--- Begin DATASET EXTRACT ---

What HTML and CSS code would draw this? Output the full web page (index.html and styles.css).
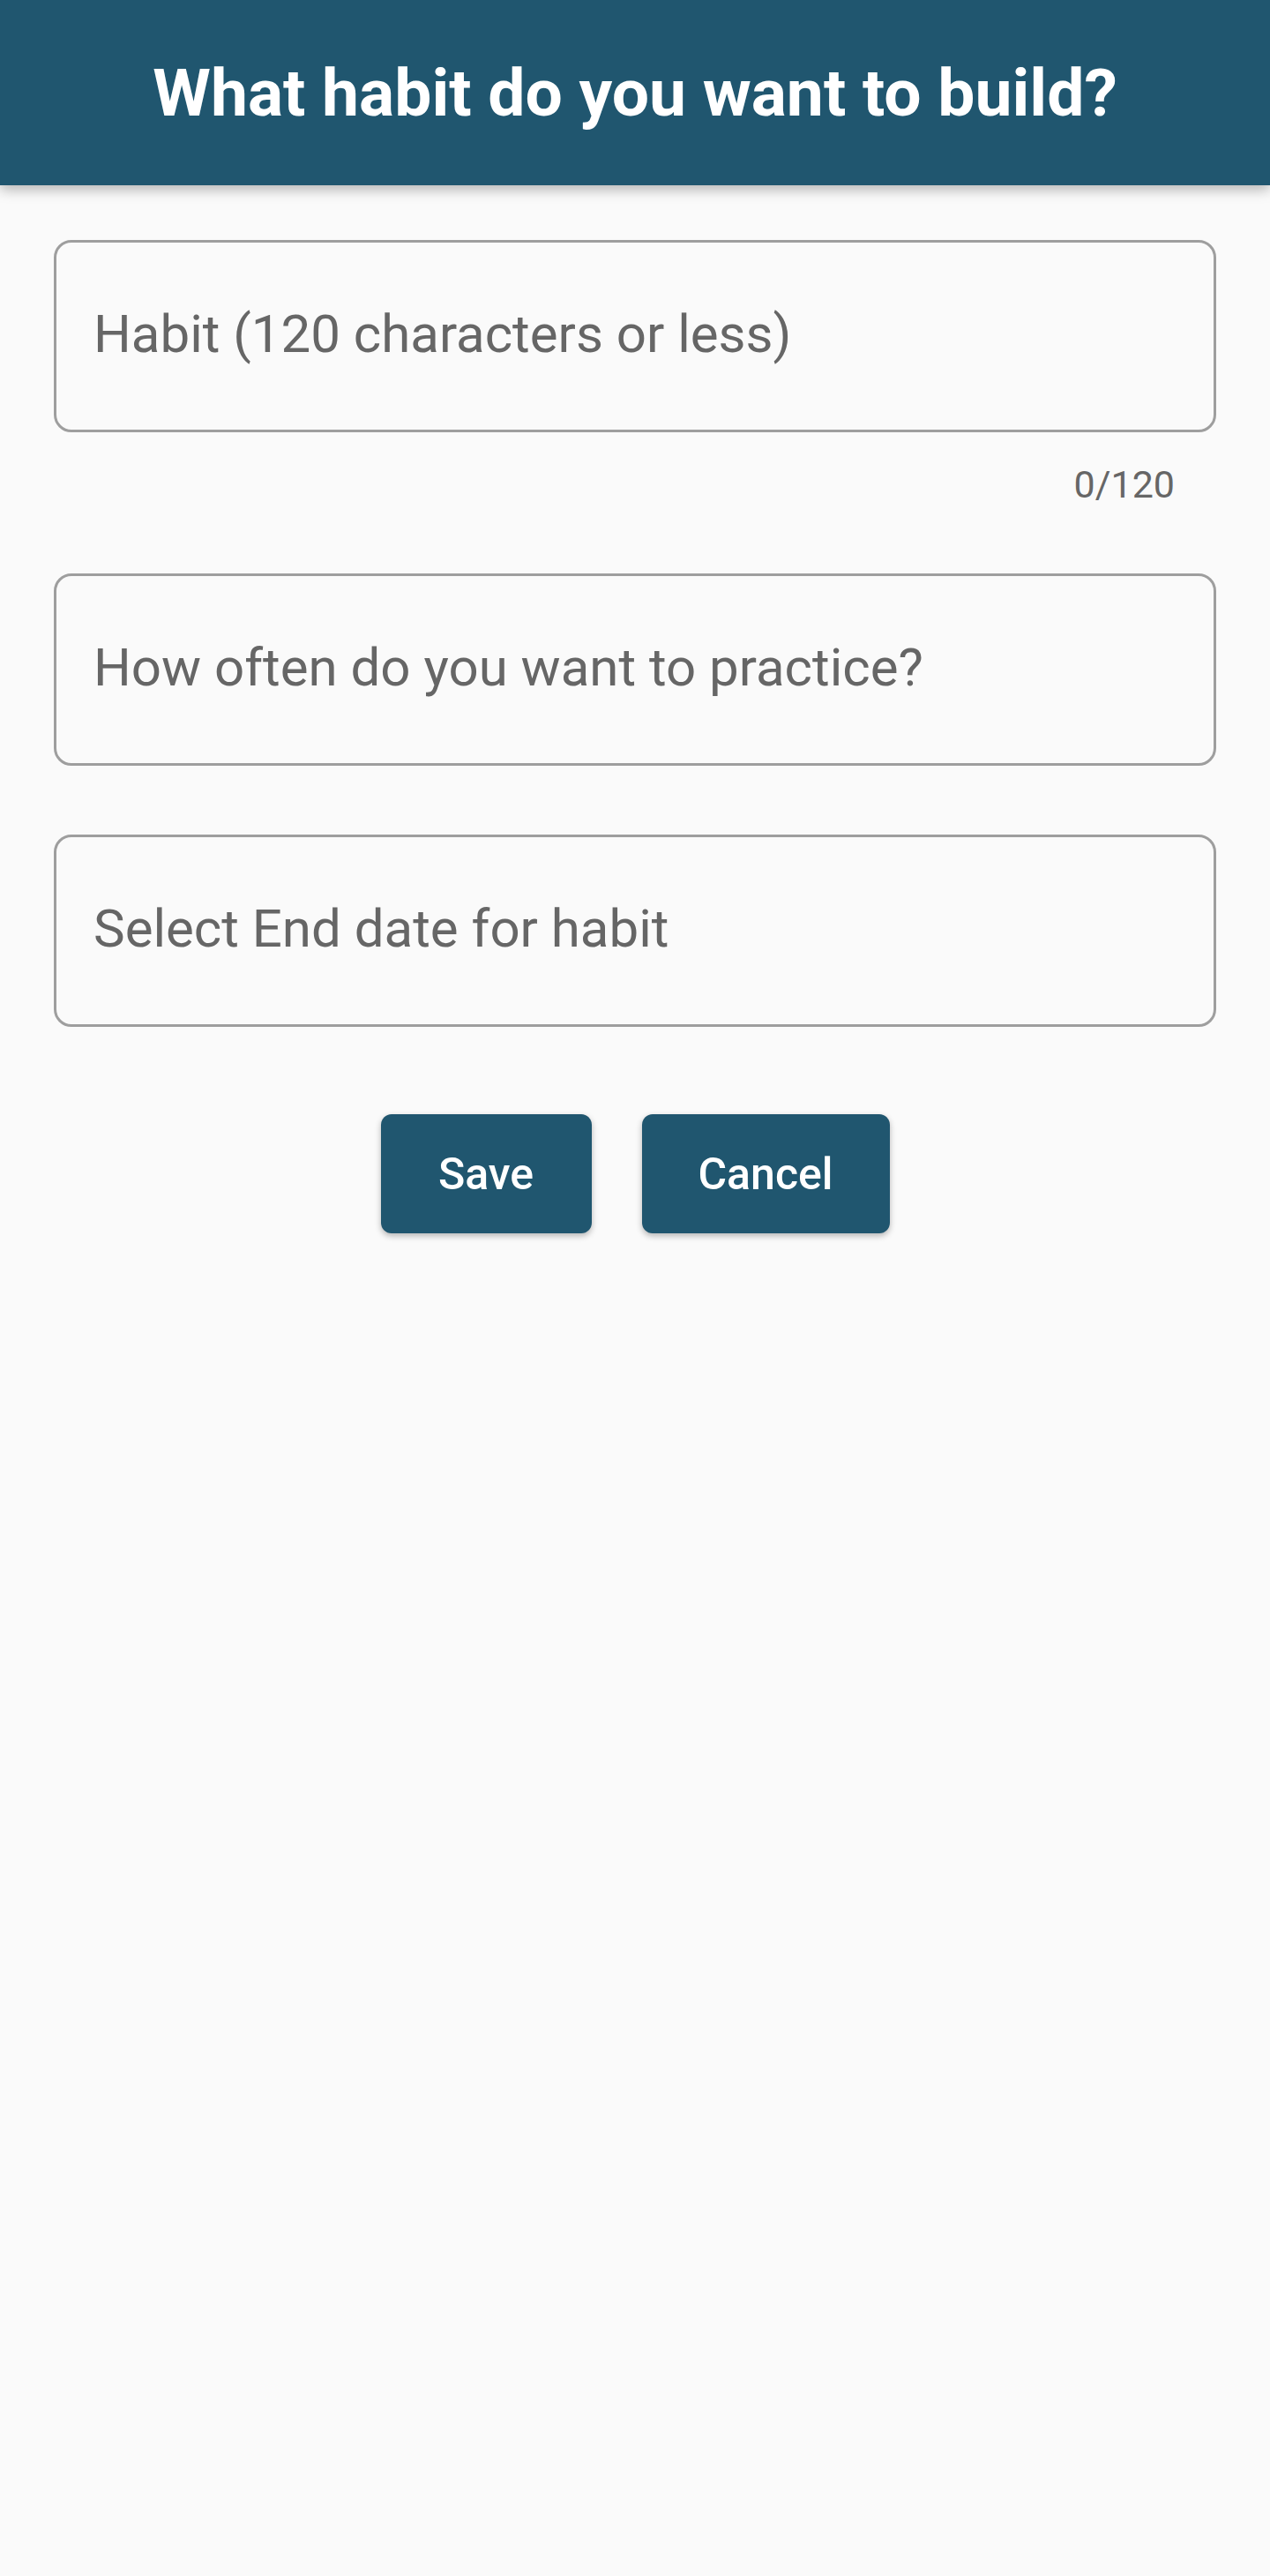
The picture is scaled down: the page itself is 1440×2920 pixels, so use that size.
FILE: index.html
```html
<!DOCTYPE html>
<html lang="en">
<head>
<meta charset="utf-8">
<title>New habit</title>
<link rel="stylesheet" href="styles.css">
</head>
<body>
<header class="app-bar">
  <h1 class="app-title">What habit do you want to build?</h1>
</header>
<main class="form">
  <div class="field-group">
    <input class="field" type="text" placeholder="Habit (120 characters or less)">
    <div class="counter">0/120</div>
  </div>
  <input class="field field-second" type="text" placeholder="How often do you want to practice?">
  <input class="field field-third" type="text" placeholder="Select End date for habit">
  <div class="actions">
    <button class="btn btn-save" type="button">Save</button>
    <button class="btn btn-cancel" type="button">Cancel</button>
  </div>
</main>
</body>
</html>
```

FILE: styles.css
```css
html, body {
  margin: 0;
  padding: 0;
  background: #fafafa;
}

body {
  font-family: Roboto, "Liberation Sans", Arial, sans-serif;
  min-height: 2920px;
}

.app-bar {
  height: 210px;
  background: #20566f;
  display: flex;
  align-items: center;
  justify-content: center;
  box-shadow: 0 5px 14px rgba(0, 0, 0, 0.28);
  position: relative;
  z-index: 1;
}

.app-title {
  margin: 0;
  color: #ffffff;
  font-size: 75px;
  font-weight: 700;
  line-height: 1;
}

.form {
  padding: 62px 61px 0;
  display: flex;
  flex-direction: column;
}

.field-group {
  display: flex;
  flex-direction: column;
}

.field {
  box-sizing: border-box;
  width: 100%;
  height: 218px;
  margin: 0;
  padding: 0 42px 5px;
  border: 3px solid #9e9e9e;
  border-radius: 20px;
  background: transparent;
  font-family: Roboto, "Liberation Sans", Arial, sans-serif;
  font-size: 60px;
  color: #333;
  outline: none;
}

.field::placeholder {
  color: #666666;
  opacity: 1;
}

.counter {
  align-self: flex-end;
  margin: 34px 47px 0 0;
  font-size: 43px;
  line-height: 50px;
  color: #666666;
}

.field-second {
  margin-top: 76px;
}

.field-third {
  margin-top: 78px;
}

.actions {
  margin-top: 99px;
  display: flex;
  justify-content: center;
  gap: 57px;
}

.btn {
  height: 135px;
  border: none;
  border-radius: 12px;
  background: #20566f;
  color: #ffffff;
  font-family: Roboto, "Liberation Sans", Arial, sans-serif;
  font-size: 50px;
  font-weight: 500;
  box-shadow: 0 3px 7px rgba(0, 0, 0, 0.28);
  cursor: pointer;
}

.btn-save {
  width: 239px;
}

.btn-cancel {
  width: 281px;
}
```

--- End DATASET EXTRACT ---

**TO BE DONE:**
Except for the pictures, print the data above exactly.

**CORRECT RESULT:**
What HTML and CSS code would draw this? Output the full web page (index.html and styles.css).
The picture is scaled down: the page itself is 1440×2920 pixels, so use that size.
FILE: index.html
```html
<!DOCTYPE html>
<html lang="en">
<head>
<meta charset="utf-8">
<title>New habit</title>
<link rel="stylesheet" href="styles.css">
</head>
<body>
<header class="app-bar">
  <h1 class="app-title">What habit do you want to build?</h1>
</header>
<main class="form">
  <div class="field-group">
    <input class="field" type="text" placeholder="Habit (120 characters or less)">
    <div class="counter">0/120</div>
  </div>
  <input class="field field-second" type="text" placeholder="How often do you want to practice?">
  <input class="field field-third" type="text" placeholder="Select End date for habit">
  <div class="actions">
    <button class="btn btn-save" type="button">Save</button>
    <button class="btn btn-cancel" type="button">Cancel</button>
  </div>
</main>
</body>
</html>
```

FILE: styles.css
```css
html, body {
  margin: 0;
  padding: 0;
  background: #fafafa;
}

body {
  font-family: Roboto, "Liberation Sans", Arial, sans-serif;
  min-height: 2920px;
}

.app-bar {
  height: 210px;
  background: #20566f;
  display: flex;
  align-items: center;
  justify-content: center;
  box-shadow: 0 5px 14px rgba(0, 0, 0, 0.28);
  position: relative;
  z-index: 1;
}

.app-title {
  margin: 0;
  color: #ffffff;
  font-size: 75px;
  font-weight: 700;
  line-height: 1;
}

.form {
  padding: 62px 61px 0;
  display: flex;
  flex-direction: column;
}

.field-group {
  display: flex;
  flex-direction: column;
}

.field {
  box-sizing: border-box;
  width: 100%;
  height: 218px;
  margin: 0;
  padding: 0 42px 5px;
  border: 3px solid #9e9e9e;
  border-radius: 20px;
  background: transparent;
  font-family: Roboto, "Liberation Sans", Arial, sans-serif;
  font-size: 60px;
  color: #333;
  outline: none;
}

.field::placeholder {
  color: #666666;
  opacity: 1;
}

.counter {
  align-self: flex-end;
  margin: 34px 47px 0 0;
  font-size: 43px;
  line-height: 50px;
  color: #666666;
}

.field-second {
  margin-top: 76px;
}

.field-third {
  margin-top: 78px;
}

.actions {
  margin-top: 99px;
  display: flex;
  justify-content: center;
  gap: 57px;
}

.btn {
  height: 135px;
  border: none;
  border-radius: 12px;
  background: #20566f;
  color: #ffffff;
  font-family: Roboto, "Liberation Sans", Arial, sans-serif;
  font-size: 50px;
  font-weight: 500;
  box-shadow: 0 3px 7px rgba(0, 0, 0, 0.28);
  cursor: pointer;
}

.btn-save {
  width: 239px;
}

.btn-cancel {
  width: 281px;
}
```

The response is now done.